All through my musically inane childhood, I was at least exposed, to some degree, to what I _should_ have been listening to in addition to what I was already listening to. Every kid, even an immigrant one, grows up hearing about the Beatles. Even if you go to a high school where everyone has appalling taste in music, there's always the salvation of college and the chance meeting of an earnest young man who wants to impress you by showing you an album "that will change your life." There were many ways in which I aspired to leave the meaness and coarseness of poverty behind and become "cultured"--I am a jazz fan and a classical music aficionado--but there are many ways that in doing so, you feel another type of poverty, and a need to reconnect with your "roots" and that sense of loneliness that comes with being torn from within--and so I am also a Wilco fan. And once I got to college and law school, I kept meeting more earnest young men and women who grew up with different backgrounds and incomes and record collections, but with a common sense of nerdiness and loneliness that comes with spinning records in your room by yourself until the late hours. That's when the poetry of the lyrics gets to you.

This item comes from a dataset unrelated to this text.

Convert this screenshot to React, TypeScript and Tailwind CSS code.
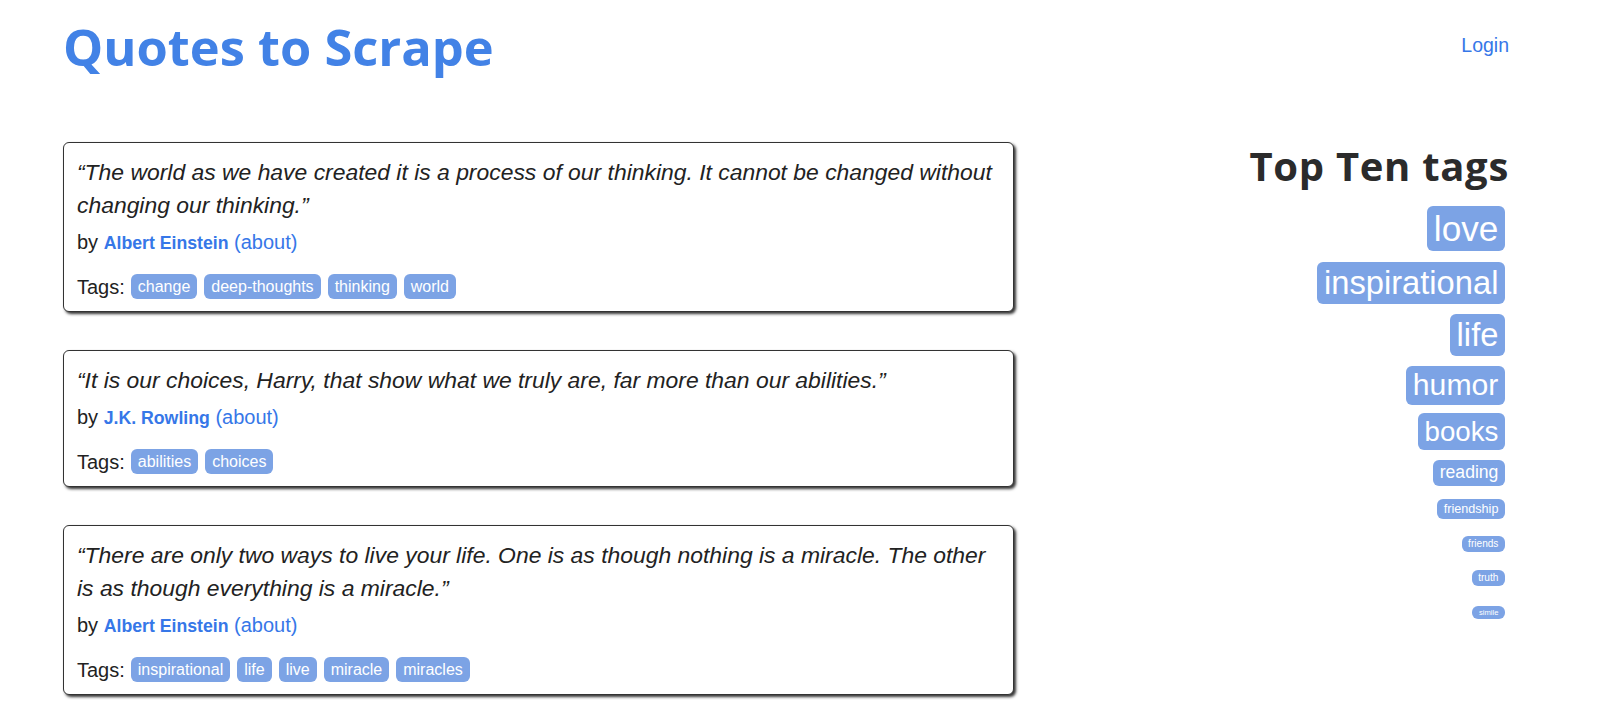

And how you connect to others like you, the other lone wolfs. College is a great democratizing
experience--thousands of heads bobbing to the same song, thousands of kids thinking they've discovered this new and totally different indie band themselves, and the inner cry of "righteous, man" bursting forth from each heart.


Music is whatever moves you, man.

When your comment is longer than the original post, you probably should be embarassed. Still, I consider Scott to be a friend (really! not just virtual!), I figure he'll forgive me, and forgive me for bringing the conversation here (where I am allowed to use a lot of white space). I liked Scott's post for many reasons--what explains the inexplicable? Why do Mexicans love Morrissey? Music is one of the most democratic forms that can transcend national and cultural boundaries--and yet we are surprised when it does. Why the heck is David Hasselhoff so big in the Deutchland? Michael Jackson in Japan? Who knows? It would be nice to find some unifying academic theory. I suspect there is none, since each geographic location is more susceptible to a particular cultural export than another. Yanni may not do so well in Japan, after all.

But I do believe in the power of music to transcend class boundaries. And it is interesting enough to limit the discussion to American divisions in class, race, and ethnicity. How is it that everyone, no matter how recently they have arrived to our shores, knows at least one song by the Beatles? How is it that people of my father's generation can recognize "Besame Mucho" (hey, give me credit, I have the Diana Krall version) from their original bossa nova/Latin music craze days back in the 1960s in Vietnam? And how does a person like me end up liking the following: Berlioz, Mos Def, The Jayhawks, The Who, Jeff Buckley, Django Reinhardt, Frank Sinatra and the Tommy Dorsey Orchestra, and Al Green? (and that's just a small sampling of my Ipod).

I wasn't a social climber as a kid--but I was a "culture climber" if you will. Any chance I got, I exposed myself to and absorbed other people's cultural recommendations. I was a kid who read books far too complicated for my age just because I knew that they were "the great books" (who reads Madame Bovary at 10?). I was a kid who tried to learn about musical theory since my family couldn't afford music lessons for me and I wanted to know what "allegro" and "adaggio" meant on my CDs. I wasn't a kid who aspired to have the best car, house, or clothes (actually, I didn't really care about that stuff so much), but I did want the best and most esoteric mind and tastes. So in the beginning, many of my musical choices can be explained by the most lemming-like of all reasons: I heard it was good and ought to be liked, and so I said it was good and tried to like it myself. The good thing is, I have a life-long love of classical music that I can finally nurture as an adult. The bad news is, as a child, it made it hard for me to develop my own tastes in popular music. Classical music naturally has an imprimatur of being "good"--having withstood the test of time. The problem with popular music is that there is no authority to tell you what is good and what is not. You have to learn yourself, and there is no aspiring out of it.

But of course, as a teen, eventually you start hating yourself for that kind of snooty aspirationalism. So you read anti-establishment texts during your teens like "On the Road" and "Howl" and start viewing music not as a tool for escaping the meaness and coarseness but as some unifying anthem. The best thing for a person aspiring to leave their 80's power ballad youths behind is college. The Great Democratizer for exposing students to people of different backgrounds and tastes. (especially if you go to a stae school like I did) Everyone there is an outcast for a different reason. I'm not saying I learned what a blini was or tasted caviar there (I learned just last year and refuse to eat caviar), but I did learn more about indie rock and classic rock. Through some bands, you get exposed to other bands. The greater distance you put between yourself and your former life of poverty and coarseness, the more nostalgic you can be about it. That life becomes material to you, quaint anecdotes of "back in the day," much like material to be drawn on in writing a song. The more you leave your working class values behind, (feel my soft, uncallused hands), the more you feel yourself the betrayer. Springsteen begins to speak to you. Alternative country, with its long poetic waxing on themes of love, loss, and the loneliness of the road--no, you are not in Wichita, but you are there in spirit, man.

And once in college or grad school, among faces of different races and backgrounds and classes, you may not see the same lived experiences--but you can sometimes see the same loneliness. Who, at that age, didn't identify with Morrissey? I'm not saying that college is this wonderful rainbow of hope and happiness, but it can do great things to those who come ready to receive them. Those, who like me, wanted to be exposed to a different intellectual life and thereby become a different (better) person. College is the great democratizer, allowing the child of immigrants working 2-3 jobs to become a lawyer--and a lover of The Jayhawks, too.